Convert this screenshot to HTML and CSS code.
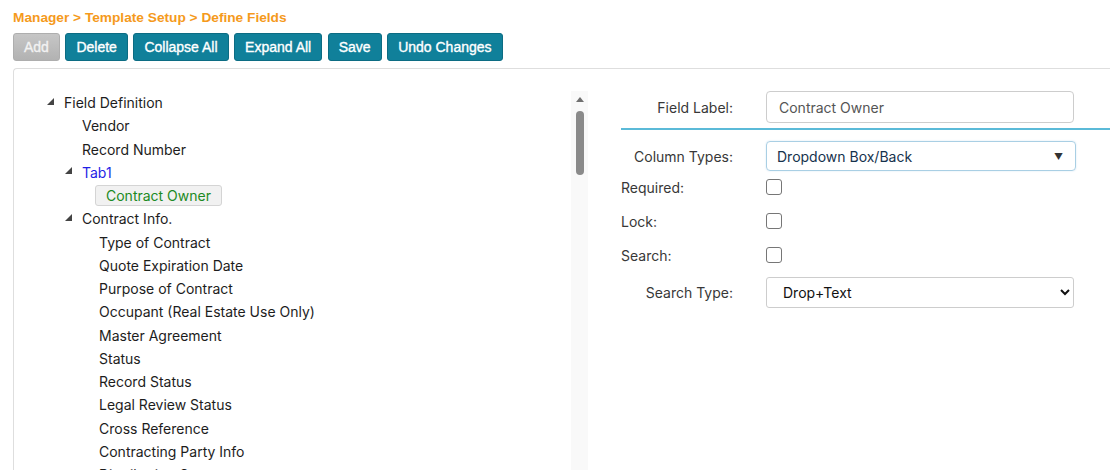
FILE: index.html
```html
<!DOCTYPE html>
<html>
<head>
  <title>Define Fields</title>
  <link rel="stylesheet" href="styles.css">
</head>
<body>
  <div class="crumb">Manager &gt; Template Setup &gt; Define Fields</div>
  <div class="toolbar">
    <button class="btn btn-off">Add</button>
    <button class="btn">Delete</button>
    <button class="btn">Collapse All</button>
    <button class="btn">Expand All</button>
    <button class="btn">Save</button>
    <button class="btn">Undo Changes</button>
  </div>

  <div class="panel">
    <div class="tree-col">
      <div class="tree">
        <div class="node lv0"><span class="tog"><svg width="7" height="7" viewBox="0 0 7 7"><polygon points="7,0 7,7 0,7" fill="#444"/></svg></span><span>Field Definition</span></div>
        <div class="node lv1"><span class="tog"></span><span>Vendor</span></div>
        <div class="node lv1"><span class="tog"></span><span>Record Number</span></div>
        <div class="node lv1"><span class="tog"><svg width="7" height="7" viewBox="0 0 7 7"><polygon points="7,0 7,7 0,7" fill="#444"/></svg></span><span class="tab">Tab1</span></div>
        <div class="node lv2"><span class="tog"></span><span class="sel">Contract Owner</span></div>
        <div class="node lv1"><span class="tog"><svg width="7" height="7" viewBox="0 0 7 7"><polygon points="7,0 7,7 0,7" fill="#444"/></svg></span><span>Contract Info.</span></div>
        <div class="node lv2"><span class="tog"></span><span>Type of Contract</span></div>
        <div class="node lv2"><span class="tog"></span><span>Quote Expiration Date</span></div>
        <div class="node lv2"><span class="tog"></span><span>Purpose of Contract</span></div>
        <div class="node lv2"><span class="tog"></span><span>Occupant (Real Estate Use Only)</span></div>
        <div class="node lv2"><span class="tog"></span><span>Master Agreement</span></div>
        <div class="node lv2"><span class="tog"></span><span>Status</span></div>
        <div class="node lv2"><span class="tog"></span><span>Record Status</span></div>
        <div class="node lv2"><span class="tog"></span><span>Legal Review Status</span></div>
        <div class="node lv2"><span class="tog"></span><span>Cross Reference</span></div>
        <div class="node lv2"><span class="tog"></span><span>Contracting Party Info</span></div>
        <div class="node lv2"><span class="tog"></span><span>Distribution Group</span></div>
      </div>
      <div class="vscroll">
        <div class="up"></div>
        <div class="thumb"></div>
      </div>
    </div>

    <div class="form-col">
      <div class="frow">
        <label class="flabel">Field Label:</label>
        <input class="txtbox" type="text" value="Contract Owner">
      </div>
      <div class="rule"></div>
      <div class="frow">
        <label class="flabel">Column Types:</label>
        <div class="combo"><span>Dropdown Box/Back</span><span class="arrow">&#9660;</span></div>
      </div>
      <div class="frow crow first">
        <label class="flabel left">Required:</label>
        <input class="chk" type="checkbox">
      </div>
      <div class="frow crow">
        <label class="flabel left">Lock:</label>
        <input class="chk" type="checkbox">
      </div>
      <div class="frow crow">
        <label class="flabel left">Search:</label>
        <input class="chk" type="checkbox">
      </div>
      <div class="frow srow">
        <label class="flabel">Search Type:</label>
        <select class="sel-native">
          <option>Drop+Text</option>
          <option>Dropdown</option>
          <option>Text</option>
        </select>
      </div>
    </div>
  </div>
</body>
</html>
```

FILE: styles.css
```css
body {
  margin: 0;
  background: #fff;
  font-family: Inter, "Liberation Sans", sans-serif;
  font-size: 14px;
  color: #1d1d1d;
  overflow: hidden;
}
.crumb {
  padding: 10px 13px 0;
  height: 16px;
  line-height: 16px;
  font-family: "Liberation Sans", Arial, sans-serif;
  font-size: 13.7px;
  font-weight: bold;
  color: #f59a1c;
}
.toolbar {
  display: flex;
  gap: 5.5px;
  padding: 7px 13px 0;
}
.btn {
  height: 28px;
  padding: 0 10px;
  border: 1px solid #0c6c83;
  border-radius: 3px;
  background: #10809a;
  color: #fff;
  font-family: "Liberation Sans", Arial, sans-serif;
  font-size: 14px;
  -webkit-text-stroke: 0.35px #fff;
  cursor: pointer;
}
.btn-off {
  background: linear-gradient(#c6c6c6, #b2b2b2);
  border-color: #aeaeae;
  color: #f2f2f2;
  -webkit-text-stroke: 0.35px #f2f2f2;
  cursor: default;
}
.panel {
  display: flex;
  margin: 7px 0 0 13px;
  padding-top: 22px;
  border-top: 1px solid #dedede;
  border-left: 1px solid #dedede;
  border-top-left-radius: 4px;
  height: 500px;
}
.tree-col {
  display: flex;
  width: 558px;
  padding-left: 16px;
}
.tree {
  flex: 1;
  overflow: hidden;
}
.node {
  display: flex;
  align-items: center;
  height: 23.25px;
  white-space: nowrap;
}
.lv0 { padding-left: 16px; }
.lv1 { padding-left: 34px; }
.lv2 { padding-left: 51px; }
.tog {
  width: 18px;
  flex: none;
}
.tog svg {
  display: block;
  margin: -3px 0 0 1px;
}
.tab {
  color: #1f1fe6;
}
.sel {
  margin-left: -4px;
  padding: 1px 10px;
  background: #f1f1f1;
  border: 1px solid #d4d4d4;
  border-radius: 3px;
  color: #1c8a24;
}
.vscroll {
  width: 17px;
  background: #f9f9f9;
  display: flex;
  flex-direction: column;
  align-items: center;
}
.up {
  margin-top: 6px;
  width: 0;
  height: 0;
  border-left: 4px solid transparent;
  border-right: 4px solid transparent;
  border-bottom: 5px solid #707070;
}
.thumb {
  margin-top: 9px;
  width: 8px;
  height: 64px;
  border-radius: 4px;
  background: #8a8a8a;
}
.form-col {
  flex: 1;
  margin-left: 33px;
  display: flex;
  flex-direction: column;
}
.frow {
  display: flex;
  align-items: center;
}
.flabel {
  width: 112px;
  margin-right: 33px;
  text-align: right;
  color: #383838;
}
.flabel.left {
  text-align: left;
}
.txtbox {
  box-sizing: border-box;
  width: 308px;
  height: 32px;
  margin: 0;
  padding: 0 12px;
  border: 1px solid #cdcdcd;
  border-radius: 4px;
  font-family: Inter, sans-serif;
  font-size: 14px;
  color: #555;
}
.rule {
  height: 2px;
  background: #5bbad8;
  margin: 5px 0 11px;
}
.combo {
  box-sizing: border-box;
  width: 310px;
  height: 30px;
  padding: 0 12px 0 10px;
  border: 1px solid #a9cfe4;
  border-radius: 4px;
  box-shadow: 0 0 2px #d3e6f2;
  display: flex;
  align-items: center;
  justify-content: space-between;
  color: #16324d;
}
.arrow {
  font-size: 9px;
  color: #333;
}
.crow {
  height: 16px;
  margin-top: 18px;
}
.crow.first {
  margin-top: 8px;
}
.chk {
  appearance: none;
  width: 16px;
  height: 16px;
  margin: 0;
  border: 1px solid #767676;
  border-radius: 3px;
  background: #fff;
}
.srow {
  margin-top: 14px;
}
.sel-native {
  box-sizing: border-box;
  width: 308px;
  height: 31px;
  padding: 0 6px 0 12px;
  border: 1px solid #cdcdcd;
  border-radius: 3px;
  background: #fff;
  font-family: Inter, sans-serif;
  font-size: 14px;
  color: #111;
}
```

- SHORT TASK: Copy each line exactly, and leave the pictures out of your copy.

- EXERCISE RESULT:
Convert this screenshot to HTML and CSS code.
FILE: index.html
```html
<!DOCTYPE html>
<html>
<head>
  <title>Define Fields</title>
  <link rel="stylesheet" href="styles.css">
</head>
<body>
  <div class="crumb">Manager &gt; Template Setup &gt; Define Fields</div>
  <div class="toolbar">
    <button class="btn btn-off">Add</button>
    <button class="btn">Delete</button>
    <button class="btn">Collapse All</button>
    <button class="btn">Expand All</button>
    <button class="btn">Save</button>
    <button class="btn">Undo Changes</button>
  </div>

  <div class="panel">
    <div class="tree-col">
      <div class="tree">
        <div class="node lv0"><span class="tog"><svg width="7" height="7" viewBox="0 0 7 7"><polygon points="7,0 7,7 0,7" fill="#444"/></svg></span><span>Field Definition</span></div>
        <div class="node lv1"><span class="tog"></span><span>Vendor</span></div>
        <div class="node lv1"><span class="tog"></span><span>Record Number</span></div>
        <div class="node lv1"><span class="tog"><svg width="7" height="7" viewBox="0 0 7 7"><polygon points="7,0 7,7 0,7" fill="#444"/></svg></span><span class="tab">Tab1</span></div>
        <div class="node lv2"><span class="tog"></span><span class="sel">Contract Owner</span></div>
        <div class="node lv1"><span class="tog"><svg width="7" height="7" viewBox="0 0 7 7"><polygon points="7,0 7,7 0,7" fill="#444"/></svg></span><span>Contract Info.</span></div>
        <div class="node lv2"><span class="tog"></span><span>Type of Contract</span></div>
        <div class="node lv2"><span class="tog"></span><span>Quote Expiration Date</span></div>
        <div class="node lv2"><span class="tog"></span><span>Purpose of Contract</span></div>
        <div class="node lv2"><span class="tog"></span><span>Occupant (Real Estate Use Only)</span></div>
        <div class="node lv2"><span class="tog"></span><span>Master Agreement</span></div>
        <div class="node lv2"><span class="tog"></span><span>Status</span></div>
        <div class="node lv2"><span class="tog"></span><span>Record Status</span></div>
        <div class="node lv2"><span class="tog"></span><span>Legal Review Status</span></div>
        <div class="node lv2"><span class="tog"></span><span>Cross Reference</span></div>
        <div class="node lv2"><span class="tog"></span><span>Contracting Party Info</span></div>
        <div class="node lv2"><span class="tog"></span><span>Distribution Group</span></div>
      </div>
      <div class="vscroll">
        <div class="up"></div>
        <div class="thumb"></div>
      </div>
    </div>

    <div class="form-col">
      <div class="frow">
        <label class="flabel">Field Label:</label>
        <input class="txtbox" type="text" value="Contract Owner">
      </div>
      <div class="rule"></div>
      <div class="frow">
        <label class="flabel">Column Types:</label>
        <div class="combo"><span>Dropdown Box/Back</span><span class="arrow">&#9660;</span></div>
      </div>
      <div class="frow crow first">
        <label class="flabel left">Required:</label>
        <input class="chk" type="checkbox">
      </div>
      <div class="frow crow">
        <label class="flabel left">Lock:</label>
        <input class="chk" type="checkbox">
      </div>
      <div class="frow crow">
        <label class="flabel left">Search:</label>
        <input class="chk" type="checkbox">
      </div>
      <div class="frow srow">
        <label class="flabel">Search Type:</label>
        <select class="sel-native">
          <option>Drop+Text</option>
          <option>Dropdown</option>
          <option>Text</option>
        </select>
      </div>
    </div>
  </div>
</body>
</html>
```

FILE: styles.css
```css
body {
  margin: 0;
  background: #fff;
  font-family: Inter, "Liberation Sans", sans-serif;
  font-size: 14px;
  color: #1d1d1d;
  overflow: hidden;
}
.crumb {
  padding: 10px 13px 0;
  height: 16px;
  line-height: 16px;
  font-family: "Liberation Sans", Arial, sans-serif;
  font-size: 13.7px;
  font-weight: bold;
  color: #f59a1c;
}
.toolbar {
  display: flex;
  gap: 5.5px;
  padding: 7px 13px 0;
}
.btn {
  height: 28px;
  padding: 0 10px;
  border: 1px solid #0c6c83;
  border-radius: 3px;
  background: #10809a;
  color: #fff;
  font-family: "Liberation Sans", Arial, sans-serif;
  font-size: 14px;
  -webkit-text-stroke: 0.35px #fff;
  cursor: pointer;
}
.btn-off {
  background: linear-gradient(#c6c6c6, #b2b2b2);
  border-color: #aeaeae;
  color: #f2f2f2;
  -webkit-text-stroke: 0.35px #f2f2f2;
  cursor: default;
}
.panel {
  display: flex;
  margin: 7px 0 0 13px;
  padding-top: 22px;
  border-top: 1px solid #dedede;
  border-left: 1px solid #dedede;
  border-top-left-radius: 4px;
  height: 500px;
}
.tree-col {
  display: flex;
  width: 558px;
  padding-left: 16px;
}
.tree {
  flex: 1;
  overflow: hidden;
}
.node {
  display: flex;
  align-items: center;
  height: 23.25px;
  white-space: nowrap;
}
.lv0 { padding-left: 16px; }
.lv1 { padding-left: 34px; }
.lv2 { padding-left: 51px; }
.tog {
  width: 18px;
  flex: none;
}
.tog svg {
  display: block;
  margin: -3px 0 0 1px;
}
.tab {
  color: #1f1fe6;
}
.sel {
  margin-left: -4px;
  padding: 1px 10px;
  background: #f1f1f1;
  border: 1px solid #d4d4d4;
  border-radius: 3px;
  color: #1c8a24;
}
.vscroll {
  width: 17px;
  background: #f9f9f9;
  display: flex;
  flex-direction: column;
  align-items: center;
}
.up {
  margin-top: 6px;
  width: 0;
  height: 0;
  border-left: 4px solid transparent;
  border-right: 4px solid transparent;
  border-bottom: 5px solid #707070;
}
.thumb {
  margin-top: 9px;
  width: 8px;
  height: 64px;
  border-radius: 4px;
  background: #8a8a8a;
}
.form-col {
  flex: 1;
  margin-left: 33px;
  display: flex;
  flex-direction: column;
}
.frow {
  display: flex;
  align-items: center;
}
.flabel {
  width: 112px;
  margin-right: 33px;
  text-align: right;
  color: #383838;
}
.flabel.left {
  text-align: left;
}
.txtbox {
  box-sizing: border-box;
  width: 308px;
  height: 32px;
  margin: 0;
  padding: 0 12px;
  border: 1px solid #cdcdcd;
  border-radius: 4px;
  font-family: Inter, sans-serif;
  font-size: 14px;
  color: #555;
}
.rule {
  height: 2px;
  background: #5bbad8;
  margin: 5px 0 11px;
}
.combo {
  box-sizing: border-box;
  width: 310px;
  height: 30px;
  padding: 0 12px 0 10px;
  border: 1px solid #a9cfe4;
  border-radius: 4px;
  box-shadow: 0 0 2px #d3e6f2;
  display: flex;
  align-items: center;
  justify-content: space-between;
  color: #16324d;
}
.arrow {
  font-size: 9px;
  color: #333;
}
.crow {
  height: 16px;
  margin-top: 18px;
}
.crow.first {
  margin-top: 8px;
}
.chk {
  appearance: none;
  width: 16px;
  height: 16px;
  margin: 0;
  border: 1px solid #767676;
  border-radius: 3px;
  background: #fff;
}
.srow {
  margin-top: 14px;
}
.sel-native {
  box-sizing: border-box;
  width: 308px;
  height: 31px;
  padding: 0 6px 0 12px;
  border: 1px solid #cdcdcd;
  border-radius: 3px;
  background: #fff;
  font-family: Inter, sans-serif;
  font-size: 14px;
  color: #111;
}
```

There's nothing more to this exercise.